The current state of Predictive Analytics and Big Data is that Data Scientists study and manipulate data to create models in order to test hypotheses. So, it stands to reason that the better a model becomes at predicting future behavior, the closer we get to seeing into the future; in other words, predictive models are akin to the arcane art of predicting the future. Thus, according to the time travel paradox, changing something as a consequence of this knowledge would necessarily change the future and therefore break the model or invalidate the prediction. 

Let's come back to social issues like high school drop out rates. If we create a model to predict high school dropout rates it will help us determine what segment of the teenage population is at risk of dropping out. Now, if we instruct social workers to monitor and educate at risk teens about dropping out which (ideally) causes rates to drop, we will have broken the model as it no longer reflects reality and therefore we would no longer see into the future.

This is a little naive, of course, because statistical models can be adjusted, and SHOULD be adjusted, in an iterative fashion. In fact, if we take this adjustment into account along with the availability of real-time data streams, we would expect the resulting predictions to evolve, which would mean that no matter what action we take based on our model, it would always accurate (within statistical parameters, of course).

Just don't try going back in time. I advise against it.

Tuesday, January 7, 2014

Data science and ethical considerations

I think we can all agree that data science is growing in importance and popularity as a means to increase insight into and meaningful interaction with customers. The use of personal information and browsing histories are common inputs for recommendation engines. However, the technology has evolved to include a very subversive tool in efforts to more efficiently market to you: YOU.

Marketers conceive of marketing campaigns all the time.

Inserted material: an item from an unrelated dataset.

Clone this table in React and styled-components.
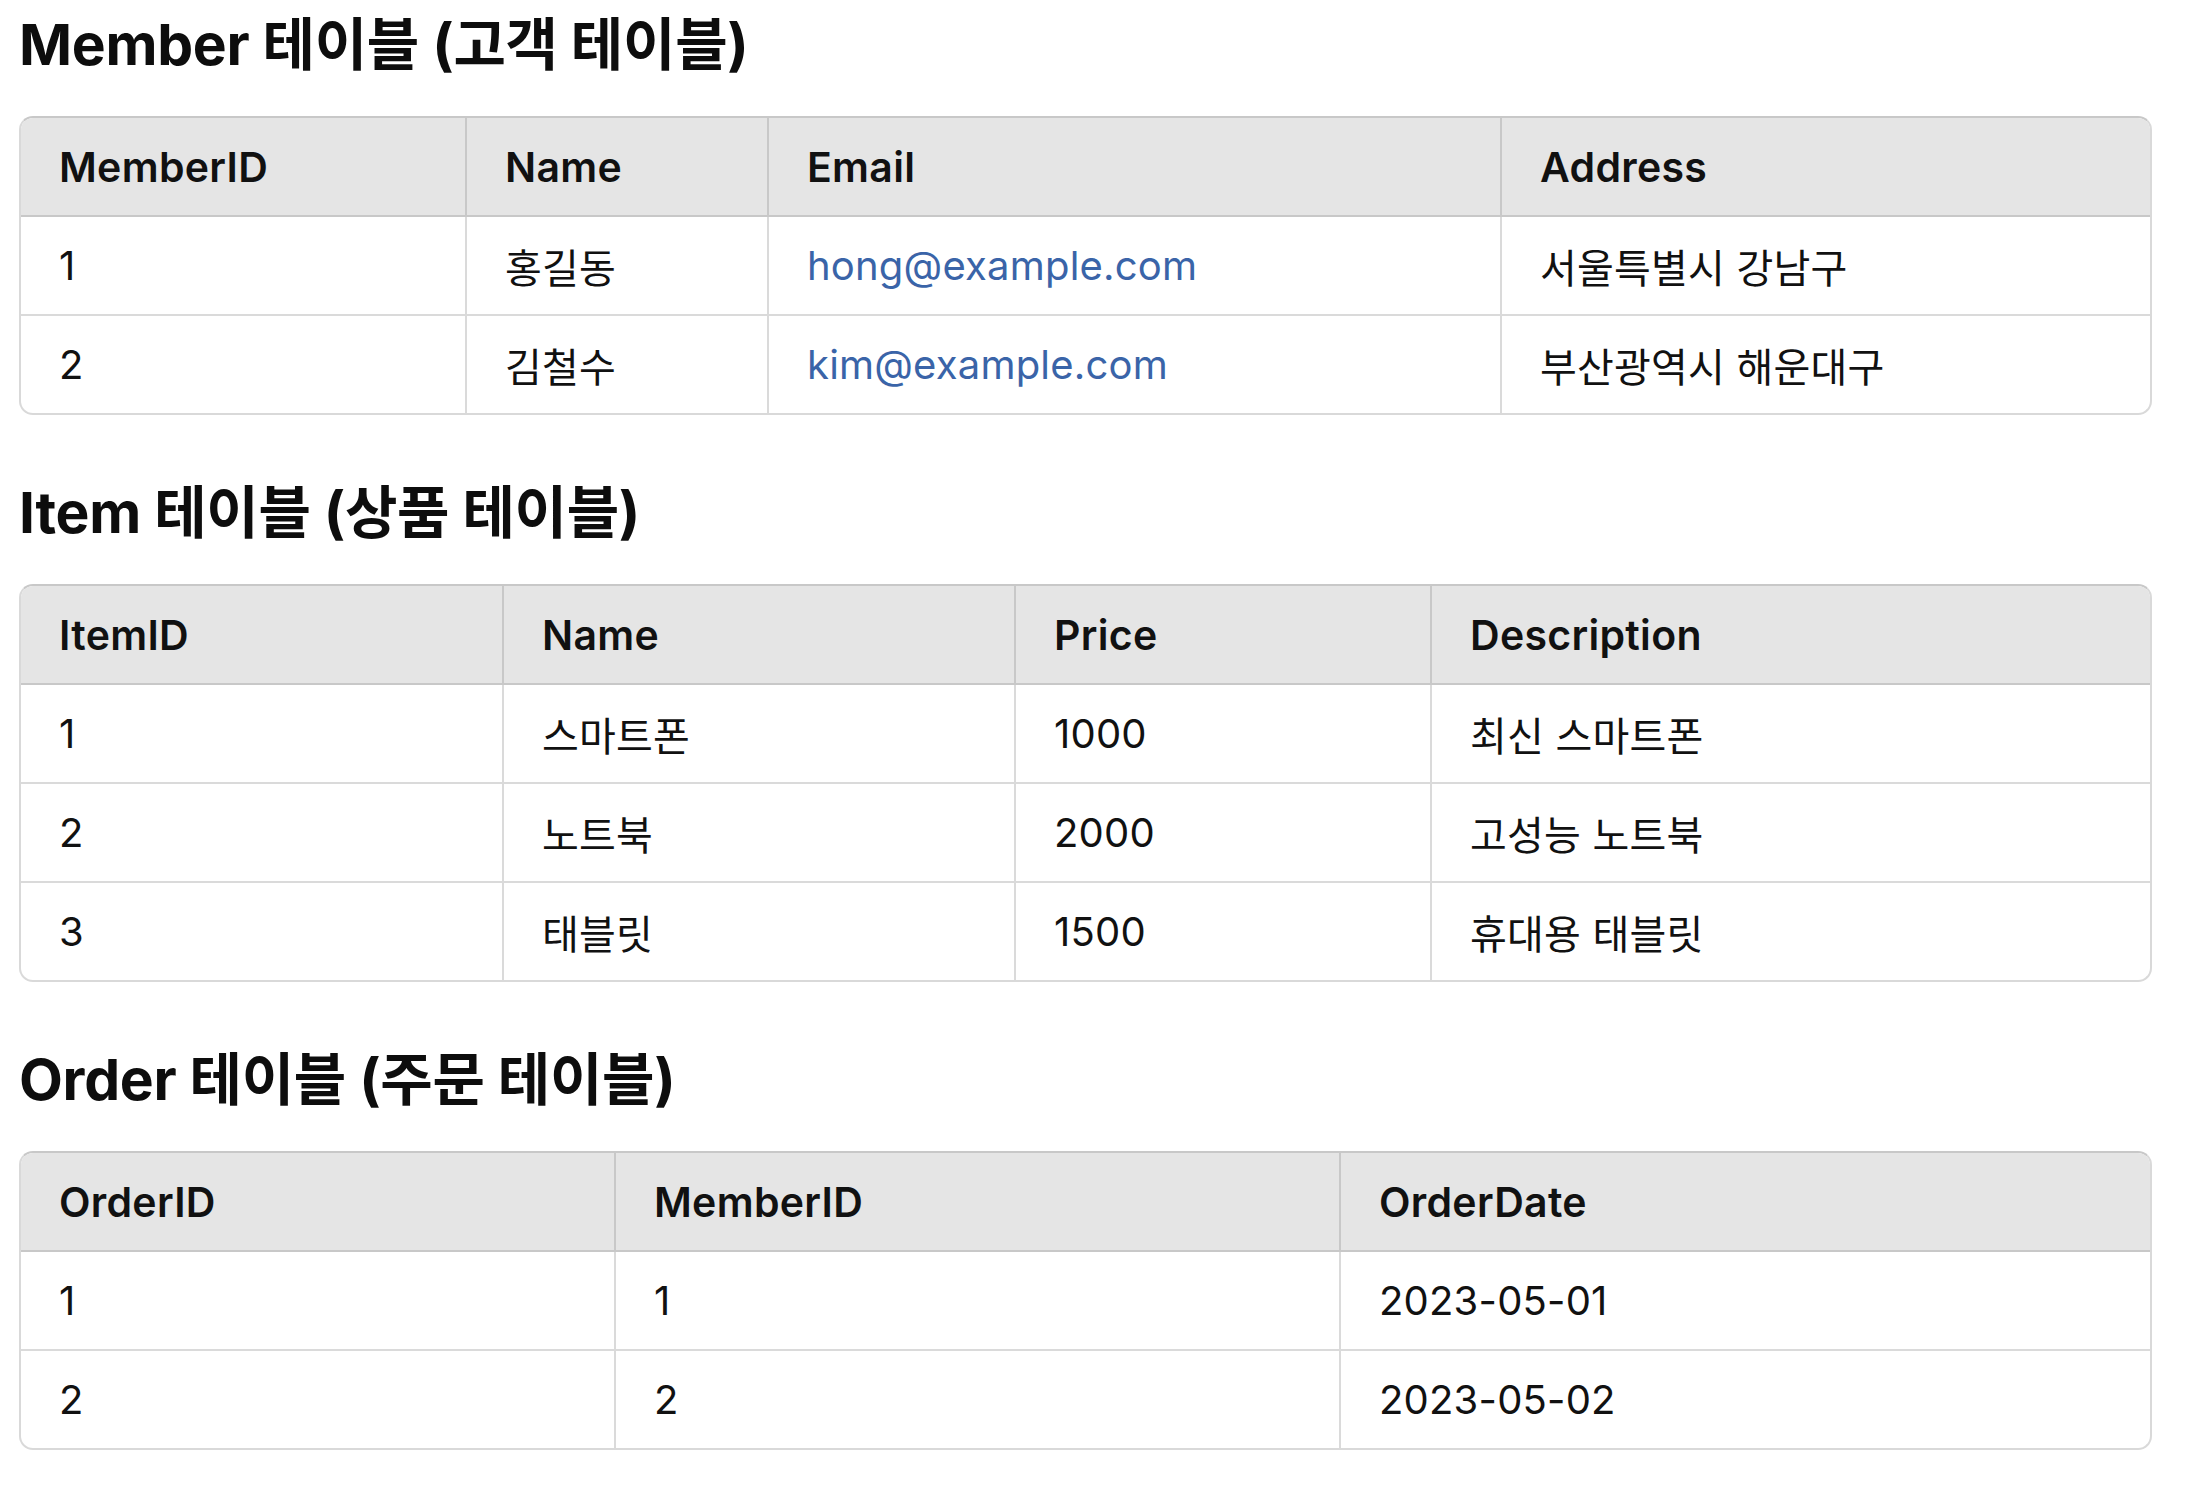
import React from "react";
import styled, { createGlobalStyle } from "styled-components";

const GlobalStyle = createGlobalStyle`
  html, body {
    margin: 0;
    padding: 0;
    background: #ffffff;
  }
  body {
    font-family: Inter, "Noto Sans CJK KR", sans-serif;
    color: #0d0d0d;
  }
`;

const Page = styled.div`
  width: 2133px;
  margin-left: 19px;
  padding-top: 10px;
  padding-bottom: 40px;
`;

const Section = styled.section`
  & + & {
    margin-top: 63px;
  }
`;

const Title = styled.h2`
  margin: 0 0 36px 0;
  font-size: 57px;
  line-height: 70px;
  font-weight: 700;
  letter-spacing: -0.3px;
  color: #0d0d0d;
`;

const TableWrap = styled.div`
  border: 2px solid #d9d9d9;
  border-top-color: #c8c8c8;
  border-radius: 14px;
  overflow: hidden;
`;

const Table = styled.table`
  width: 100%;
  table-layout: fixed;
  border-collapse: separate;
  border-spacing: 0;
`;

const Col = styled.col`
  width: ${(p) => (p.$w ? `${p.$w}px` : "auto")};
`;

const Th = styled.th`
  height: 97px;
  padding: 0 38px;
  text-align: left;
  vertical-align: middle;
  font-size: 41px;
  font-weight: 600;
  letter-spacing: 0.3px;
  color: #111111;
  background: #e5e5e5;
  border-bottom: 2px solid #c8c8c8;
  border-right: 2px solid #c8c8c8;
  &:last-child {
    border-right: none;
  }
`;

const Td = styled.td`
  height: 97px;
  padding: 0 38px;
  vertical-align: middle;
  font-size: 40px;
  font-weight: 400;
  letter-spacing: 0.2px;
  color: #111111;
  border-bottom: 2px solid #dadada;
  border-right: 2px solid #dadada;
  &:last-child {
    border-right: none;
  }
  tr:last-child > & {
    border-bottom: none;
  }
`;

const Link = styled.a`
  color: #3a64a8;
  text-decoration: none;
`;

const tables = [
  {
    title: "Member 테이블 (고객 테이블)",
    widths: [446, 302, 733],
    head: ["MemberID", "Name", "Email", "Address"],
    rows: [
      ["1", "홍길동", { mail: "hong@example.com" }, "서울특별시 강남구"],
      ["2", "김철수", { mail: "kim@example.com" }, "부산광역시 해운대구"],
    ],
  },
  {
    title: "Item 테이블 (상품 테이블)",
    widths: [483, 512, 416],
    head: ["ItemID", "Name", "Price", "Description"],
    rows: [
      ["1", "스마트폰", "1000", "최신 스마트폰"],
      ["2", "노트북", "2000", "고성능 노트북"],
      ["3", "태블릿", "1500", "휴대용 태블릿"],
    ],
  },
  {
    title: "Order 테이블 (주문 테이블)",
    widths: [595, 725],
    head: ["OrderID", "MemberID", "OrderDate"],
    rows: [
      ["1", "1", "2023-05-01"],
      ["2", "2", "2023-05-02"],
    ],
  },
];

const Cell = ({ value }) =>
  typeof value === "object" ? (
    <Td>
      <Link href={`mailto:${value.mail}`}>{value.mail}</Link>
    </Td>
  ) : (
    <Td>{value}</Td>
  );

const DataTable = ({ title, widths, head, rows }) => (
  <Section>
    <Title>{title}</Title>
    <TableWrap>
      <Table>
        <colgroup>
          {head.map((h, i) => (
            <Col key={h} $w={widths[i]} />
          ))}
        </colgroup>
        <thead>
          <tr>
            {head.map((h) => (
              <Th key={h}>{h}</Th>
            ))}
          </tr>
        </thead>
        <tbody>
          {rows.map((row, r) => (
            <tr key={r}>
              {row.map((v, c) => (
                <Cell key={c} value={v} />
              ))}
            </tr>
          ))}
        </tbody>
      </Table>
    </TableWrap>
  </Section>
);

const App = () => (
  <>
    <GlobalStyle />
    <Page>
      {tables.map((t) => (
        <DataTable key={t.title} {...t} />
      ))}
    </Page>
  </>
);

export default App;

Sometimes, if they have access to a Data Scientist, they test the campaign before rolling it out. Let's say the campaign is a holiday coupon, either 10% or 20% off. The Data Scientist would conceive of a basic experiment to determine whether profits are higher with the 10% or 20% coupon, and Marketing would decide which discount to offer based on the outcome. Sounds innocuous. Right? Actually, it's a bit more complicated than that. I'll explain.

In the pharma/biotech industry, experiments are subject to regulations, are sanctioned by government entities and are overseen by ethics and acceptable use committees. This provides the necessary control to prevent unnecessary and potentially harmful experimentation on humans.

In business, and increasingly in consumer marketing, there is a distinct lack of this control. Meaning that companies with access to data can experiment on consumers without the oversight applied to the health sciences. This becomes even more important when we consider that digital marketing efforts are now experimenting on and exploiting what can arguably be called psychological vulnerabilities such as subverting an individual's decision making process by presenting them with an ad that contains the consumer's likeness (i.e., the person depicted in the ad is morphed to look like the consumer). And all this can be done using private information and individuals' likenesses from sites on which pictures are posted such as Facebook.

Should Data Scientists and Marketers be held to a higher standard than they are currently? If they are manipulating consumers and testing on them, perhaps some sort of oversight or code of ethics is in order.